Me and Jahooni covered in mud.... writhing and grunting
Wait, what was I going to say?
Maybe TMC should create an award, maybe I would get Luckier with him ;)~
I like to get lucky...oops did I say that out loud? hee hee.
Well, there went the PG rating.
No, you may not call me carrot cake, YUK! You may refer to me either as Apple or Apple Pie. Doc, what's your prob with that?
Just because I frequent such establishments does not mean that I speak their language. I don't know why they just can't call it coffee either. They just want to feel special like the rest of us.
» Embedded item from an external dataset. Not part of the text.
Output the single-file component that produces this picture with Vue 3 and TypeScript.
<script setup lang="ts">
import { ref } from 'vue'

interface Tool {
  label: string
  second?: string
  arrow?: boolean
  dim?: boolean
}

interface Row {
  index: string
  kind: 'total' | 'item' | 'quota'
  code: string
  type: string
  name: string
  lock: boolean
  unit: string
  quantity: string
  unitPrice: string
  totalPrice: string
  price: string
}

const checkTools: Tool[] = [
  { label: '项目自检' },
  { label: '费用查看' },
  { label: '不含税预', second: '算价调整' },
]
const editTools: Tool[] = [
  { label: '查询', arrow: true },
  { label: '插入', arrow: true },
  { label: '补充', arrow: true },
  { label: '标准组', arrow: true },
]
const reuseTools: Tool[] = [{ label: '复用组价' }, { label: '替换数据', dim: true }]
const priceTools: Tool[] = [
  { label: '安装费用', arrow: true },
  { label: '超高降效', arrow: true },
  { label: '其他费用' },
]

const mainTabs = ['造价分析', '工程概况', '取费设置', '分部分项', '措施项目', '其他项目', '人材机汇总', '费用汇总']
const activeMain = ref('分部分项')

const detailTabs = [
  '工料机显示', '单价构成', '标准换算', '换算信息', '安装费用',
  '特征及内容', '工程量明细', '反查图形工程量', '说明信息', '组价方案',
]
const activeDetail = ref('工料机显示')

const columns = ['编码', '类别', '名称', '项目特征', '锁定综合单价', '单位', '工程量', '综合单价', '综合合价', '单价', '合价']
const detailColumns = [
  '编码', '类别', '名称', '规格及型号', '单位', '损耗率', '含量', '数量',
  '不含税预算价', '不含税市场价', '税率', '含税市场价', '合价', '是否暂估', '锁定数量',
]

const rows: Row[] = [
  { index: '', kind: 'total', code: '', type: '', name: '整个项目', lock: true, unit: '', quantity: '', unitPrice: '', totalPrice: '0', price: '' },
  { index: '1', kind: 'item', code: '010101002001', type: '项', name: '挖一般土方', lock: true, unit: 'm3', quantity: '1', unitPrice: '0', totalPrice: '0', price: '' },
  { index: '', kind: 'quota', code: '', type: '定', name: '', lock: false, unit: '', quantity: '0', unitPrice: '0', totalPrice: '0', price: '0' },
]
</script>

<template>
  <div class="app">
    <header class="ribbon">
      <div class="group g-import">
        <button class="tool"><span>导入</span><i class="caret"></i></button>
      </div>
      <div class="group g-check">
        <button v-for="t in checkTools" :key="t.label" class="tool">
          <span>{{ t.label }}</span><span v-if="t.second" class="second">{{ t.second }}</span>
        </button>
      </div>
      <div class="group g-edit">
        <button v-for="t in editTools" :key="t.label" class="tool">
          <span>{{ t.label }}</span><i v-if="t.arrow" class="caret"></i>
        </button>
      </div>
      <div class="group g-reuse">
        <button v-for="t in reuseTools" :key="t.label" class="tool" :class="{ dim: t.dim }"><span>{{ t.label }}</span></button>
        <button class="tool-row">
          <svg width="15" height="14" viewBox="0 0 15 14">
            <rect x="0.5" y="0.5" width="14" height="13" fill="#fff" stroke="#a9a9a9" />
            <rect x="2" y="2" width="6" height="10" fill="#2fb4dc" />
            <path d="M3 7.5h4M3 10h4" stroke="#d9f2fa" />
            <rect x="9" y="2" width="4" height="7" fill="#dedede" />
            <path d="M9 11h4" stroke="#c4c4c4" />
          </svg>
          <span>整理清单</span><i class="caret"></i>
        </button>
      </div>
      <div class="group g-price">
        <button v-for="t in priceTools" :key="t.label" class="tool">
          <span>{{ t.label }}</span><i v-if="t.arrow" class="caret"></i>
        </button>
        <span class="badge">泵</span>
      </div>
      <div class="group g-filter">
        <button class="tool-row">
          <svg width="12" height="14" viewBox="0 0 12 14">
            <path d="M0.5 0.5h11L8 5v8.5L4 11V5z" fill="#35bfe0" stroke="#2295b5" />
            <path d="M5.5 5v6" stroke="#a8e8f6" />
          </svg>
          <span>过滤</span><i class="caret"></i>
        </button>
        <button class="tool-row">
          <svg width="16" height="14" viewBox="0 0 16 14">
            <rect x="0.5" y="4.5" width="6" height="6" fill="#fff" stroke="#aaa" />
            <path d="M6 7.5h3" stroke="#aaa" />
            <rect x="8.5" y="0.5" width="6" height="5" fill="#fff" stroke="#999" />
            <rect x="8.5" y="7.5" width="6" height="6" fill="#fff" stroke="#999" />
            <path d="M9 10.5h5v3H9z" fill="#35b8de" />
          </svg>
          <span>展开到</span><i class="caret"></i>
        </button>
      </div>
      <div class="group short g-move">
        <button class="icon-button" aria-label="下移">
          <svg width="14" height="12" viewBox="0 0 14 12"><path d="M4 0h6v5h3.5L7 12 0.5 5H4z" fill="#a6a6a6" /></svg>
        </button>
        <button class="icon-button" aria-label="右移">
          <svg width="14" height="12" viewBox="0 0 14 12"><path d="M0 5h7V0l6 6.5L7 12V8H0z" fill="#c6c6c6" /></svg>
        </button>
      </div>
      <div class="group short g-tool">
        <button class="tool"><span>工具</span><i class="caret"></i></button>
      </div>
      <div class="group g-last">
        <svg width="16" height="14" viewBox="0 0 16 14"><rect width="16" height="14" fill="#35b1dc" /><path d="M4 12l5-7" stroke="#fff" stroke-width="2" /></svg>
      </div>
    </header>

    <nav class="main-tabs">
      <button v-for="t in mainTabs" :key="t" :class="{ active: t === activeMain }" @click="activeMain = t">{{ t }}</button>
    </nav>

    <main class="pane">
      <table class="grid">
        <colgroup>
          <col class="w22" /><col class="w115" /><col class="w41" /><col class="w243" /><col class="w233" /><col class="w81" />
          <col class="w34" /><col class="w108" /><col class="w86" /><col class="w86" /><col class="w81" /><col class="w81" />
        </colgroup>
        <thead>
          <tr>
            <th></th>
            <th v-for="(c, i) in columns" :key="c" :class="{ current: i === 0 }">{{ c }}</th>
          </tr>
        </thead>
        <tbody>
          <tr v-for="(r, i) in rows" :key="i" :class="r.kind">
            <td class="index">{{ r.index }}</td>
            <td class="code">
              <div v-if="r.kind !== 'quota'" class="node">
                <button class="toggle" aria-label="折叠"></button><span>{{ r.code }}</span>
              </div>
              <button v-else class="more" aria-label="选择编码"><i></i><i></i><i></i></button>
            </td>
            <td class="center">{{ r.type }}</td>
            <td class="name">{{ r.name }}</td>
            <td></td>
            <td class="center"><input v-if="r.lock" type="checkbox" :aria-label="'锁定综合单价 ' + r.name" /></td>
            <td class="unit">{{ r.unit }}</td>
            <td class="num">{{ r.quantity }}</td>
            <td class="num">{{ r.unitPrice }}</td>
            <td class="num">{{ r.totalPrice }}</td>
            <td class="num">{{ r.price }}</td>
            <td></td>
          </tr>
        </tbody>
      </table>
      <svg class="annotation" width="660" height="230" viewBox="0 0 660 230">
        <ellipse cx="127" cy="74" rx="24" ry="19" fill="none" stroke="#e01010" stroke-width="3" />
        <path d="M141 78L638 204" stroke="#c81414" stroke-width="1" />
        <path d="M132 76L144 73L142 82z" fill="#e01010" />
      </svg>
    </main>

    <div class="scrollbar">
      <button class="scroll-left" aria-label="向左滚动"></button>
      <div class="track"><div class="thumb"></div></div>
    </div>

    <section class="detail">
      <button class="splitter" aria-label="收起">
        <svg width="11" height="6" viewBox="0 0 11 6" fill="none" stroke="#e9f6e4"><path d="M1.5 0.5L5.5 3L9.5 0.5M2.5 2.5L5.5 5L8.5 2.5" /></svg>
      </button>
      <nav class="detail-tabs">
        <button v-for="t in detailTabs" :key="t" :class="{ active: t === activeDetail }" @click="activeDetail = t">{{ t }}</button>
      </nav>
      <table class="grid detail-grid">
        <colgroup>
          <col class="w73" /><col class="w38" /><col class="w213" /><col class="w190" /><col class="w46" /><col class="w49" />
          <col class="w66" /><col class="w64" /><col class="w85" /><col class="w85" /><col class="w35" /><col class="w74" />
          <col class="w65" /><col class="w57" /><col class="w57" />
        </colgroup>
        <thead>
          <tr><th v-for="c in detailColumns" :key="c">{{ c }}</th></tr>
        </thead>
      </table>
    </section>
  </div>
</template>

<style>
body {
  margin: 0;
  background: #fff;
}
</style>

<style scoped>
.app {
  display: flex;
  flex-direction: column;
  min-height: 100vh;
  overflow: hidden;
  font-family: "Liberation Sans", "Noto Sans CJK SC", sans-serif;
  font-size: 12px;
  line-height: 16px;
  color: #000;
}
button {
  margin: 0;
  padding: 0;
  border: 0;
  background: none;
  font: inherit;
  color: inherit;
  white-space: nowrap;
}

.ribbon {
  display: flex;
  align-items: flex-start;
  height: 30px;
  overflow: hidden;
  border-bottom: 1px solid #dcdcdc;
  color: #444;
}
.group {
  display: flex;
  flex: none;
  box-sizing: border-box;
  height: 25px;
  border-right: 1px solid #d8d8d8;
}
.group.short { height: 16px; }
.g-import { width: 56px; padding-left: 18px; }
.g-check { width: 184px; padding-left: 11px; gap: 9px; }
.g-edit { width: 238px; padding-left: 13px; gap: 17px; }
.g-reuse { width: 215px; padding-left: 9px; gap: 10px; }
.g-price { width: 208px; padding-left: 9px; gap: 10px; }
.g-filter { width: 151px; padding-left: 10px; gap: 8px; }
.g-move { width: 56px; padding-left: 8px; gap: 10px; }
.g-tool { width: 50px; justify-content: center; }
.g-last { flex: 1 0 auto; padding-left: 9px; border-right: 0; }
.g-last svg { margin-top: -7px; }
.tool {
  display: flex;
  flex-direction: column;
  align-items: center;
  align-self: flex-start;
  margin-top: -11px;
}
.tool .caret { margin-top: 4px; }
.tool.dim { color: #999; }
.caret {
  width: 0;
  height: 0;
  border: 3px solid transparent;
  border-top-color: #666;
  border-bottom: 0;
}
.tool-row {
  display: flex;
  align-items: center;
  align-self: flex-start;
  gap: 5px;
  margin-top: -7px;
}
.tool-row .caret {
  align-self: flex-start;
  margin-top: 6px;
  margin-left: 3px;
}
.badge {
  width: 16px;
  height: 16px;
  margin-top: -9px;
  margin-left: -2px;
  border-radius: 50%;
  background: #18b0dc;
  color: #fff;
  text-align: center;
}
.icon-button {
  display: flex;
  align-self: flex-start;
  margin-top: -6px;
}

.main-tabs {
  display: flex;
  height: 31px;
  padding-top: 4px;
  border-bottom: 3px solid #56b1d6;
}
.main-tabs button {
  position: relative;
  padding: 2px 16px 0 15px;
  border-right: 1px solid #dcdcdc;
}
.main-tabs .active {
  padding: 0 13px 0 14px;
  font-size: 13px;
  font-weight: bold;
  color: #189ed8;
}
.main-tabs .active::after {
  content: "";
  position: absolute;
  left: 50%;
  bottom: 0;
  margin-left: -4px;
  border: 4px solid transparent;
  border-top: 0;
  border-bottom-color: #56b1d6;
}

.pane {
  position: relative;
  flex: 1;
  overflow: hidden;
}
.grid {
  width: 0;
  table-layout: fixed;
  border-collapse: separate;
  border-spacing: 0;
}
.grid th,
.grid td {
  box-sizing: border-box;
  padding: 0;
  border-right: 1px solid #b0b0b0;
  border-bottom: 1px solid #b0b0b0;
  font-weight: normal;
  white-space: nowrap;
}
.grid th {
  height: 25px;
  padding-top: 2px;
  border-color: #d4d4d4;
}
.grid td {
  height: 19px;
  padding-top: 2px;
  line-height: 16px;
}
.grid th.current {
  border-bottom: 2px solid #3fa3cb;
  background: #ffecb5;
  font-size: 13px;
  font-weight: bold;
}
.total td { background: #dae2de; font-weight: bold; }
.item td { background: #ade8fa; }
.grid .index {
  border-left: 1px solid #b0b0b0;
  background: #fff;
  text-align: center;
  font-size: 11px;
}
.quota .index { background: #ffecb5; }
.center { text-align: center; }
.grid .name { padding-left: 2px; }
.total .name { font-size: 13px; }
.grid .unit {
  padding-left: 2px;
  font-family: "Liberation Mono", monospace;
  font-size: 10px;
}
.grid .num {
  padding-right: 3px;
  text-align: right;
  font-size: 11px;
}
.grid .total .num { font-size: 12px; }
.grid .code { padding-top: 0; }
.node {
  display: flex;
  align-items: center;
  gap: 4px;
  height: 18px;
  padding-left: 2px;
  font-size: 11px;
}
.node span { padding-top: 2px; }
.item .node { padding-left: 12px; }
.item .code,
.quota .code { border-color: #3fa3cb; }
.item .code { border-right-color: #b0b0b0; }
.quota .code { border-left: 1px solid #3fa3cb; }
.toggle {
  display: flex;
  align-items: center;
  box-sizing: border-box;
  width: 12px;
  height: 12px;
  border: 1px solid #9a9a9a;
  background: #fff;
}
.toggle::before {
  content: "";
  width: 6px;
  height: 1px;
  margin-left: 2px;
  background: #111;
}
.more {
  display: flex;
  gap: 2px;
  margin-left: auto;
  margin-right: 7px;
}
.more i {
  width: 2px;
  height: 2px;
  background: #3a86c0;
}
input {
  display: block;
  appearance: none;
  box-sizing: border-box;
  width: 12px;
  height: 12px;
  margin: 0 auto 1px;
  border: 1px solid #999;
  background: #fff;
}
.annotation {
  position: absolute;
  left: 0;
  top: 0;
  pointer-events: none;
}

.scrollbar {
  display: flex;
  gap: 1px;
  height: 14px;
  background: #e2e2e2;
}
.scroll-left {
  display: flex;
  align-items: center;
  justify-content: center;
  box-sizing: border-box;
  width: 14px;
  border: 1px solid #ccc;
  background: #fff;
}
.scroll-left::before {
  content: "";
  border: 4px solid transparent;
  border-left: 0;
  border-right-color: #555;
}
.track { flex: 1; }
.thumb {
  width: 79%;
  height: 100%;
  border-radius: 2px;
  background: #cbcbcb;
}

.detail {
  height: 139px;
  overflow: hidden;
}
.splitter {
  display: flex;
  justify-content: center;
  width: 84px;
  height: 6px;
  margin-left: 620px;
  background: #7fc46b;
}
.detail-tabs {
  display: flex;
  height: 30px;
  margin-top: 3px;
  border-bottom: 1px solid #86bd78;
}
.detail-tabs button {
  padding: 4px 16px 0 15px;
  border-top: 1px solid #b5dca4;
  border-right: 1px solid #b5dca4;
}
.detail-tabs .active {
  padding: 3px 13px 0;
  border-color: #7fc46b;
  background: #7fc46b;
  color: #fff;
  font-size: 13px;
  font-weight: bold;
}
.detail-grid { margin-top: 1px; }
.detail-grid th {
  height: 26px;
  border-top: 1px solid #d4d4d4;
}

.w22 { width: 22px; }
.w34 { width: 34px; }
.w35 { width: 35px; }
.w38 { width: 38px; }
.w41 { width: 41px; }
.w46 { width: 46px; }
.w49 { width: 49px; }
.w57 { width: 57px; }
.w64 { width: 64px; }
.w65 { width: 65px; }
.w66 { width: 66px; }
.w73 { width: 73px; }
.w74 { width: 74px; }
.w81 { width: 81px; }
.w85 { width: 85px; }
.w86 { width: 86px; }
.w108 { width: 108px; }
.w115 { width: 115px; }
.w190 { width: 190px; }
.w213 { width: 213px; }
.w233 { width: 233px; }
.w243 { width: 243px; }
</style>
I knew that carrot cake would get a rise out of you Apple! HAHAHAHHAA !!
Mt. Cat, you never cease to crack me up with I need a lift. Thanks.
What ever happened to Monistat 1 through 6?
No idea.
Not sure I want to know :)
Thank you Karen!
Becky, Is the '7' in Monistat 7 like the SPF in suntan lotion? hmmmm
Hey Vin... how do you like Apple's defending of the Starbucks language: "They just want to feel special like the rest of us."
Ummm Apple... you just go ahead and keep on believing that...
I used to know a guy who, when asked what he was up to, was known to reply,"...just Tuesday-nightin' it"....Tuesday...the non-est of days...
Lol, awesome thoughts. I needed a good laugh this morning. :)
Dang! You got a lot of comments on this one!
Bitch Slap
I'm a bitch and I slap someone for the pure joy of it.
A woman is a bitch so I slap her cause she is being a bitch to me.
A man/woman is acting like a bitch so I slap them so they will snap out of it!
I once slapped a man at a club. He called me a bitch because I wouldn't dance with him. I called him an asshole. He slapped me, I slapped him back, he grabbed me by the neck and we went down! He got drug out of there, arrested, and kicked out of the military. Seems it wasn't his first time at being drunk and disordely, and I bet if he had gotten bitch slapped more than once, that never would have happened!
By the way, I LOVE the Vanilla Ice thing.
Thanks Bina. I'd hate to meet you in a dark alley. Yikes!